Note de lecture rédigée par Pascal Combemale.

Origine : http://www.cndp.fr/tr_exclusion/nl_ranc.html

RANCIÈRE Jacques La Mésentente : politique et philosophie Paris : Galilée, 1995. 187 p. (La philosophie en effet).

« La mésentente n’est pas le conflit entre celui qui dit blanc et celui qui dit noir. Elle est le conflit entre celui qui dit blanc et celui qui dit blanc mais n’entend point la même chose ou n’entend point que l’autre dit la même chose sous le nom de la blancheur. »

Bien que ce livre de Jacques Rancière se situe à un très haut niveau de généralité, celui de la rencontre polémique entre la philosophie et la politique, il nous apporte des outils pour interpréter plus particulièrement la question de l’exclusion. C’est cette perspective particulière, partielle, qui nous intéresse ici, et non toutes les implications de l’ouvrage.

Comme tout philosophe qui se respecte, Rancière part de la Grèce antique, de Platon, d’Aristote… Ce voyage nous rappelle que la justice qui fonde la cité commence là « où l’on cesse de répartir des utilités, d’équilibrer des profits et des pertes […] ; elle commence là où il est question de ce que les citoyens possèdent en commun » (p. 23). Pour la philosophie antique la subordination de la logique échangiste (qui s’applique aux échanges marchands et aux peines judiciaires) s’effectue par la soumission de l’égalité arithmétique (une table vaut deux chaises, un vol « vaut » six mois de prison, etc.) à l’égalité géométrique, qui proportionne les parts de bien commun à la valeur que chaque partie apporte à la communauté, à son axia. Or Aristote distingue trois axiaï : la richesse du petit nombre, la vertu ou l’excellence des meilleurs, la liberté du peuple, le problème étant de les combiner harmonieusement pour obtenir la société bien ordonnée. On constate que le démos ne possède comme propriété, que la liberté, donc une propriété qui ne lui est pas propre, une propriété impropre, puisque la liberté est ce que possèdent à égalité tous les citoyens, l’égalité de n’importe qui avec n’importe qui. Mais ce peuple, exclu de la richesse oligarchique et de l’excellence aristocratique, qui ne possède rien en propre, s’identifie pourtant au tout de la communauté, à la cité athénienne (dont les lois expriment les décisions du « peuple »). Selon Rancière, c’est cette configuration, la partie qui n’est rien s’identifiant au tout, qui fonde la politique : dans la communauté divisée par la lutte des classes, la politique institue une part des sans-part. A contrario, Platon, en cherchant à remplacer l’égalité arithmétique par l’égalité géométrique, nie la politique : admettre l’intrusion des sans-part ce serait reconnaître l’égalité de n’importe qui avec n’importe qui, donc la contingence de l’ordre social.

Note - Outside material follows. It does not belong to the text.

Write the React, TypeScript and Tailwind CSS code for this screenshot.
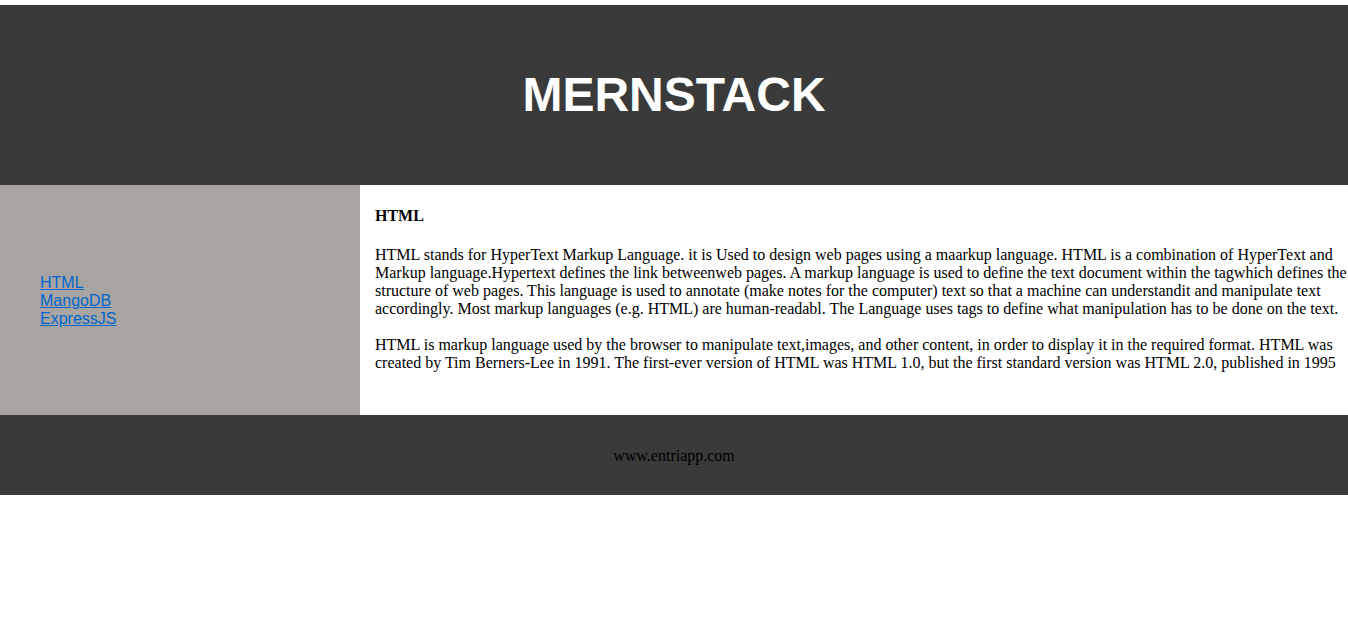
export default function App() {
  return (
    <div className="min-h-screen bg-white pt-[5px] font-['Liberation_Serif',serif] text-[16px] leading-[18px] text-black">
      <header className="flex h-[180px] items-center justify-center bg-[#3a3a3a]">
        <h1 className="font-['Liberation_Sans',sans-serif] text-[48px] leading-[56px] font-bold text-white">MERNSTACK</h1>
      </header>
      <div className="flex">
        <nav className="flex w-[360px] shrink-0 items-center bg-[#a8a4a2] px-10 pt-[2px]">
          <ul className="font-['Liberation_Sans',sans-serif] text-[#0066cc]">
            <li><a className="underline" href="#html">HTML</a></li>
            <li><a className="underline" href="#mangodb">MangoDB</a></li>
            <li><a className="underline" href="#expressjs">ExpressJS</a></li>
          </ul>
        </nav>
        <main id="html" className="min-h-[230px] min-w-0 flex-1 pt-[22px] pl-[15px]">
          <h2 className="mb-[21px] font-bold">HTML</h2>
          <p className="mb-[18px]">
            HTML stands for HyperText Markup Language. it is Used to design web pages using a maarkup language. HTML is a combination of HyperText and Markup language.Hypertext defines the link betweenweb pages. A markup language is used to define the text document within the tagwhich defines the structure of web pages. This language is used to annotate (make notes for the computer) text so that a machine can understandit and manipulate text accordingly. Most markup languages (e.g. HTML) are human-readabl. The Language uses tags to define what manipulation has to be done on the text.
          </p>
          <p>
            HTML is markup language used by the browser to manipulate text,images, and other content, in order to display it in the required format. HTML was created by Tim Berners-Lee in 1991. The first-ever version of HTML was HTML 1.0, but the first standard version was HTML 2.0, published in 1995
          </p>
        </main>
      </div>
      <footer className="flex h-20 items-center justify-center bg-[#3a3a3a] pt-[2px]">
        <p>www.entriapp.com</p>
      </footer>
    </div>
  );
}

La politique ne doit pas être confondue avec la police, qui est « en son essence, la loi, généralement implicite, qui définit la part ou l’absence de part des parties » (p. 52). Au contraire, par la revendication d’égalité de n’importe qui avec n’importe qui, la politique rompt cette distribution policière des corps assignés à leur place et à leur fonction. Là où la police veille à ce que chacun soit à sa place, la politique pose la question de la part des sans-part : « une subjectivisation politique redécoupe le champ de l’expérience qui donnait à chacun son identité avec sa part » (p. 65). La politique exclut donc la domination absolue (d’une classe sur une autre) et « la démocratie est l’institution de sujets qui ne coïncident pas avec des parties de l’État ou de la société, des sujets flottants qui dérèglent toute représentation des places et des parts » (p. 140).

Les « exclus » ne sont-ils pas des « sans-part » ? Mais parviennent-ils à s’instituer en « sujets », à apparaître sur une scène commune et litigieuse, au nom d’un tort qui leur est fait, comme le démos athénien ?

Dans une démocratie, la réponse serait positive. Mais nous vivons dans la post-démocratie, la démocratie d’après le démos, une démocratie consensuelle qui a liquidé « l’apparence, le mécompte et le litige du peuple » : plus d’apparence (action d’apparaître sur une scène commune), puisque tout se voit dans une société qui se veut transparente ; plus de mécompte (de ceux qui ne comptent pas) puisque l’on compte en permanence (sondages d’opinion) ; plus de litige du peuple (litige autour de la part des sans-part), mais seulement des problèmes que l’on objective, des intérêts que l’on négocie. L’État consensuel contemporain, qui accepte d’additionner des individus, des groupes, des communautés identitaires, dès lors que la somme des parties correspond à la communauté, ne supporte pas l’existence d’une partie « surnuméraire ». En effet, en présupposant l’inclusion de toutes les parties et de leurs problèmes, le consensus, contrairement à la mésentente, interdit la subjectivisation politique de la part des sans-part ; il leur interdit de « s’inclure comme exclus », sur le mode politique du litige. C’est pourquoi « l’exclusion n’est que l’autre nom du consensus » (p. 158). Comme d’autres maux (le racisme, les régressions identitaires, etc.), elle est un effet du reflux de la politique.

Note de lecture rédigée par Pascal Combemale.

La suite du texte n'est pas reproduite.